In the following example, we are looping reading and writing aliasable pointers. Without further restrict information, the compiler will have to perform a load during each loop iteration, this is the worst possible scenario.
void function( int* a, int* b )
{
for ( int i=0; i<10; ++i )
*a += *b;
}
Assembly output:
function:
pushl %ebp # backup stack pointer
xorl %edx, %edx # loop register %edx = 0
movl %esp, %ebp # setup new stack
pushl %esi # backup %esi
movl 8(%ebp), %esi # %esi = a (from stack)
movl 12(%ebp), %ecx # %ecx = b (from stack)

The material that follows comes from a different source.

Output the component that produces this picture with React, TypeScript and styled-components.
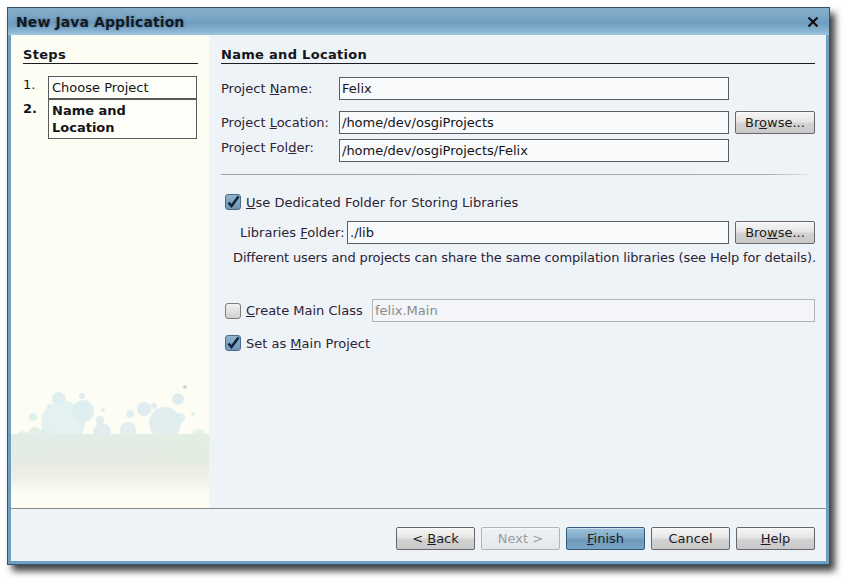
import React from "react";
import styled, { createGlobalStyle } from "styled-components";

const Global = createGlobalStyle`
  html, body { margin: 0; padding: 0; background: #ffffff; }
  body { font-family: "DejaVu Sans", "Liberation Sans", sans-serif; font-size: 13px; color: #2c2336; }
  * { box-sizing: border-box; }
`;

const Page = styled.div`
  padding: 7px 0 0 7px;
  width: 853px;
  height: 588px;
`;

const Window = styled.div`
  width: 823px;
  height: 558px;
  border: 1px solid #34526c;
  background: #6f9fc3;
  display: flex;
  flex-direction: column;
  box-shadow: 5px 6px 7px rgba(0, 0, 0, 0.75);
`;

const TitleBar = styled.div`
  height: 27px;
  flex: none;
  display: flex;
  align-items: center;
  justify-content: space-between;
  padding: 0 10px 0 8px;
  background: linear-gradient(#86aecb 0%, #7aa5c6 35%, #6f9cbf 55%, #88b3d1 85%, #9ec4de 100%);
`;

const Title = styled.div`
  font-weight: bold;
  font-size: 14px;
  color: #111a24;
  text-shadow: 0 0 3px rgba(20, 40, 60, 0.35);
  letter-spacing: 0.1px;
`;

const CloseBox = styled.div`
  width: 12px;
  height: 12px;
  display: flex;
`;

const Client = styled.div`
  flex: 1;
  margin: 0 3px 3px 3px;
  display: flex;
  flex-direction: column;
  background: #eef3f8;
  min-width: 0;
`;

const Main = styled.div`
  height: 474px;
  display: flex;
  border-bottom: 1px solid #8a8c90;
`;

const StepsPanel = styled.div`
  width: 198px;
  flex: none;
  background: #fdfdf4;
  padding: 12px 11px 0 12px;
  display: flex;
  flex-direction: column;
`;

const FormPanel = styled.div`
  flex: 1;
  min-width: 0;
  padding: 12px 11px 0 12px;
  display: flex;
  flex-direction: column;
`;

const SectionHeader = styled.div`
  font-weight: bold;
  font-size: 13px;
  line-height: 16px;
  color: #141418;
  border-bottom: 1px solid #1c1c20;
  letter-spacing: 0.3px;
`;

const StepList = styled.div`
  margin-top: 12px;
  display: flex;
  flex-direction: column;
`;

const StepRow = styled.div`
  display: flex;
  align-items: flex-start;
`;

const StepNum = styled.div<{ $current?: boolean }>`
  width: 25px;
  flex: none;
  font-weight: ${(p) => (p.$current ? "bold" : "normal")};
  line-height: 17px;
  padding-top: ${(p) => (p.$current ? "1px" : "0")};
  color: #141418;
`;

const StepBox = styled.div<{ $current?: boolean }>`
  width: 149px;
  border: 1px solid #5a5a5e;
  background: #fefef9;
  padding: 2px 4px 2px 3px;
  line-height: 17px;
  font-weight: ${(p) => (p.$current ? "bold" : "normal")};
  color: #141418;
  min-height: ${(p) => (p.$current ? "40px" : "23px")};
`;

const Bubbles = styled.svg`
  margin-top: auto;
  margin-left: -12px;
  margin-right: -11px;
  display: block;
  flex: none;
`;

const Row = styled.div<{ $top: number; $indent?: number }>`
  display: flex;
  align-items: center;
  margin-top: ${(p) => p.$top}px;
  padding-left: ${(p) => p.$indent ?? 0}px;
`;

const Label = styled.label<{ $w: number; $raise?: boolean }>`
  width: ${(p) => p.$w}px;
  flex: none;
  white-space: nowrap;
  align-self: ${(p) => (p.$raise ? "flex-start" : "auto")};
  line-height: ${(p) => (p.$raise ? "18px" : "normal")};
`;

const TextField = styled.div<{ $w?: number; $h?: number; $disabled?: boolean }>`
  width: ${(p) => (p.$w ? `${p.$w}px` : "auto")};
  flex: ${(p) => (p.$w ? "none" : "1")};
  min-width: 0;
  height: ${(p) => p.$h ?? 23}px;
  border: 1px solid ${(p) => (p.$disabled ? "#b4b6ba" : "#5c5c60")};
  background: ${(p) => (p.$disabled ? "#f3f5f8" : "#f8fafc")};
  color: ${(p) => (p.$disabled ? "#8a8a8e" : "#141418")};
  display: flex;
  align-items: center;
  padding-left: 2px;
  white-space: nowrap;
  overflow: hidden;
`;

const Button = styled.button<{ $variant?: "default" | "primary" | "disabled"; $ml?: number; $w?: number }>`
  width: ${(p) => p.$w ?? 79}px;
  height: 23px;
  flex: none;
  margin-left: ${(p) => p.$ml ?? 0}px;
  font-family: "DejaVu Sans", "Liberation Sans", sans-serif;
  font-size: 13px;
  padding: 0;
  border-radius: 2px;
  border: 1px solid
    ${(p) => (p.$variant === "primary" ? "#345a7c" : p.$variant === "disabled" ? "#b0b4b8" : "#66686c")};
  color: ${(p) => (p.$variant === "disabled" ? "#9a9ca0" : "#1c1c22")};
  background: ${(p) =>
    p.$variant === "primary"
      ? "linear-gradient(#9bc0da 0%, #82acca 45%, #6e99bb 55%, #7aa3c3 100%)"
      : p.$variant === "disabled"
      ? "linear-gradient(#eef1f4, #e4e8ec)"
      : "linear-gradient(#f6f6f6 0%, #e6e6e6 45%, #d2d2d2 55%, #c9c9c9 100%)"};
  box-shadow: inset 0 1px 0 rgba(255, 255, 255, 0.5);
`;

const Separator = styled.div<{ $top: number }>`
  margin-top: ${(p) => p.$top}px;
  height: 1px;
  background: linear-gradient(90deg, #a0a4aa 0%, #a8acb2 92%, rgba(168, 172, 178, 0) 100%);
`;

const CheckBox = styled.span<{ $checked?: boolean }>`
  width: 16px;
  height: 16px;
  flex: none;
  border-radius: 3px;
  border: 1px solid ${(p) => (p.$checked ? "#4b6a86" : "#7a7c80")};
  background: ${(p) =>
    p.$checked ? "linear-gradient(#8fb3cf, #6d97b8)" : "linear-gradient(#f2f2f2, #d0d0d0)"};
  margin-right: 5px;
  display: flex;
  align-items: center;
  justify-content: center;
`;

const HelpText = styled.div<{ $top: number }>`
  margin-top: ${(p) => p.$top}px;
  padding-left: 12px;
  line-height: 16px;
  white-space: nowrap;
  letter-spacing: -0.13px;
`;

const Footer = styled.div`
  flex: 1;
  display: flex;
  justify-content: flex-end;
  align-items: flex-start;
  gap: 6px;
  padding: 18px 11px 0 0;
`;

const Check = () => (
  <svg width="14" height="14" viewBox="0 0 14 14">
    <path d="M2.5 7.5 L5.5 11 L12.5 1.5" fill="none" stroke="#13233a" strokeWidth="2.6" strokeLinejoin="miter" />
  </svg>
);

const Mark = ({ on }: { on?: boolean }) => <CheckBox $checked={on}>{on ? <Check /> : null}</CheckBox>;

const bubbleCircles: [number, number, number, string][] = [
  [48, 21, 7, "#dcecf0"],
  [52, 45, 22, "#e0f1f1"],
  [72, 33, 11, "#dcecf0"],
  [71, 18, 3, "#dcecf0"],
  [22, 39, 4, "#dcf0ec"],
  [38, 28, 2, "#dcecf0"],
  [89, 42, 4, "#dcecf0"],
  [92, 32, 2, "#dcecf0"],
  [91, 54, 9, "#e0eaee"],
  [119, 36, 4, "#dcecf0"],
  [117, 52, 8, "#e0eaee"],
  [133, 31, 7, "#dcebf0"],
  [143, 28, 3, "#dcebf0"],
  [154, 45, 16, "#deecec"],
  [167, 21, 6, "#dcebf0"],
  [169, 40, 5, "#dceeee"],
  [174, 9, 2, "#d0d0d0"],
  [182, 36, 2, "#dceeee"],
  [12, 59, 6, "#e0eee8"],
  [24, 56, 7, "#e0eee8"],
  [34, 55, 5, "#e0eee8"],
  [188, 58, 7, "#e4f0e2"],
];

const BubbleArt = () => (
  <Bubbles width="198" height="130" viewBox="0 0 198 130">
    <defs>
      <linearGradient id="band" x1="0" y1="0" x2="0" y2="1">
        <stop offset="0" stopColor="#e2ede8" />
        <stop offset="0.45" stopColor="#e5eae2" />
        <stop offset="0.75" stopColor="#f0f2e8" />
        <stop offset="1" stopColor="#fdfdf4" />
      </linearGradient>
      <linearGradient id="bandH" x1="0" y1="0" x2="1" y2="0">
        <stop offset="0" stopColor="#e2eee8" stopOpacity="0.4" />
        <stop offset="0.5" stopColor="#e4eae2" stopOpacity="0" />
        <stop offset="1" stopColor="#e2f0dc" stopOpacity="0.6" />
      </linearGradient>
    </defs>
    {bubbleCircles.map(([cx, cy, r, c], i) => (
      <circle key={i} cx={cx} cy={cy} r={r} fill={c} opacity={0.9} />
    ))}
    <rect x="0" y="56" width="198" height="60" fill="url(#band)" />
    <rect x="0" y="56" width="198" height="30" fill="url(#bandH)" />
  </Bubbles>
);

export default function App() {
  return (
    <>
      <Global />
      <Page>
        <Window>
          <TitleBar>
            <Title>New Java Application</Title>
            <CloseBox>
              <svg width="12" height="12" viewBox="0 0 12 12">
                <path d="M1.5 1.5 L10.5 10.5 M10.5 1.5 L1.5 10.5" stroke="#0c0c0c" strokeWidth="2" />
              </svg>
            </CloseBox>
          </TitleBar>
          <Client>
            <Main>
              <StepsPanel>
                <SectionHeader>Steps</SectionHeader>
                <StepList>
                  <StepRow>
                    <StepNum>1.</StepNum>
                    <StepBox>Choose Project</StepBox>
                  </StepRow>
                  <StepRow>
                    <StepNum $current>2.</StepNum>
                    <StepBox $current>
                      Name and
                      <br />
                      Location
                    </StepBox>
                  </StepRow>
                </StepList>
                <BubbleArt />
              </StepsPanel>
              <FormPanel>
                <SectionHeader>Name and Location</SectionHeader>
                <Row $top={13}>
                  <Label $w={118}>
                    Project <u>N</u>ame:
                  </Label>
                  <TextField $w={390}>Felix</TextField>
                </Row>
                <Row $top={11}>
                  <Label $w={118}>
                    Project <u>L</u>ocation:
                  </Label>
                  <TextField $w={390}>/home/dev/osgiProjects</TextField>
                  <Button $ml={6} $w={80}>
                    Br<u>o</u>wse...
                  </Button>
                </Row>
                <Row $top={5}>
                  <Label $w={118} $raise>
                    Project Fol<u>d</u>er:
                  </Label>
                  <TextField $w={390}>/home/dev/osgiProjects/Felix</TextField>
                </Row>
                <Separator $top={12} />
                <Row $top={19} $indent={4}>
                  <Mark on />
                  <span>
                    <u>U</u>se Dedicated Folder for Storing Libraries
                  </span>
                </Row>
                <Row $top={11} $indent={19}>
                  <Label $w={107}>
                    Libraries <u>F</u>older:
                  </Label>
                  <TextField $w={382}>./lib</TextField>
                  <Button $ml={6} $w={80}>
                    Bro<u>w</u>se...
                  </Button>
                </Row>
                <HelpText $top={6}>
                  Different users and projects can share the same compilation libraries (see Help for details).
                </HelpText>
                <Row $top={33} $indent={4}>
                  <Mark />
                  <Label $w={126}>
                    <u>C</u>reate Main Class
                  </Label>
                  <TextField $disabled>felix.Main</TextField>
                </Row>
                <Row $top={13} $indent={4}>
                  <Mark on />
                  <span>
                    Set as <u>M</u>ain Project
                  </span>
                </Row>
              </FormPanel>
            </Main>
            <Footer>
              <Button>
                &lt; <u>B</u>ack
              </Button>
              <Button $variant="disabled">Next &gt;</Button>
              <Button $variant="primary">
                <u>F</u>inish
              </Button>
              <Button>Cancel</Button>
              <Button>
                <u>H</u>elp
              </Button>
            </Footer>
          </Client>
        </Window>
      </Page>
    </>
  );
}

movl (%esi), %eax # %eax = *a
loop: #
addl (%ecx), %eax # Load *b and add it to %eax
incl %edx # increment loop register %edx
cmpl $10, %edx # comapre %edx to 10
movl %eax, (%esi) # store %eax to *a
jne loop # loop if %edx!=10
popl %esi # restore %esi
leave #
ret #
Now if we know a
and b
won't ever alias, we can try the following code out:
void function( int* __restrict__ a, int* __restrict__ b )
{
for ( int i=0; i<10; ++i )
*a += *b;
}
Assembly output:
function:
pushl %ebp # backup stack pointer
movl %esp, %ebp # setup new stack
movl 12(%ebp), %eax # %eax = b
pushl %edi # backup %edi
movl 8(%ebp), %edi # %edi = a
pushl %esi # backup %esi
xorl %esi, %esi # loop register %esi = 0
movl (%eax), %eax # %eax = *b
movl (%edi), %ecx # %ecx = *a
loop: #
incl %esi # increment loop register %esi
leal (%ecx,%eax), %edx # %edx = %ecx+%eax
cmpl $10, %esi # compare %esi to 10
movl %edx, %ecx # %edx = %ecx
jne loop # loop if %esi!=10
movl %edx, (%edi) # store %edx to *a
popl %esi # restore %esi
popl %edi # restore %edi
leave #
ret #
We were clearly able to extract the store from the loop, following the Load -> Compute -> Store principle.
Conclusion
Strict aliasing rules allows the compiler to perform some optimizations by assuming that some pointers do not alias. However, the programmer has to handle special cases when dealing with aliasable types. This involves tricky specification of restricted and non-restricted pointers. Matrix multiplications are a typical example where left and right hand side pointers will not alias, and agressive restrict pointer optimizations will be very efficient.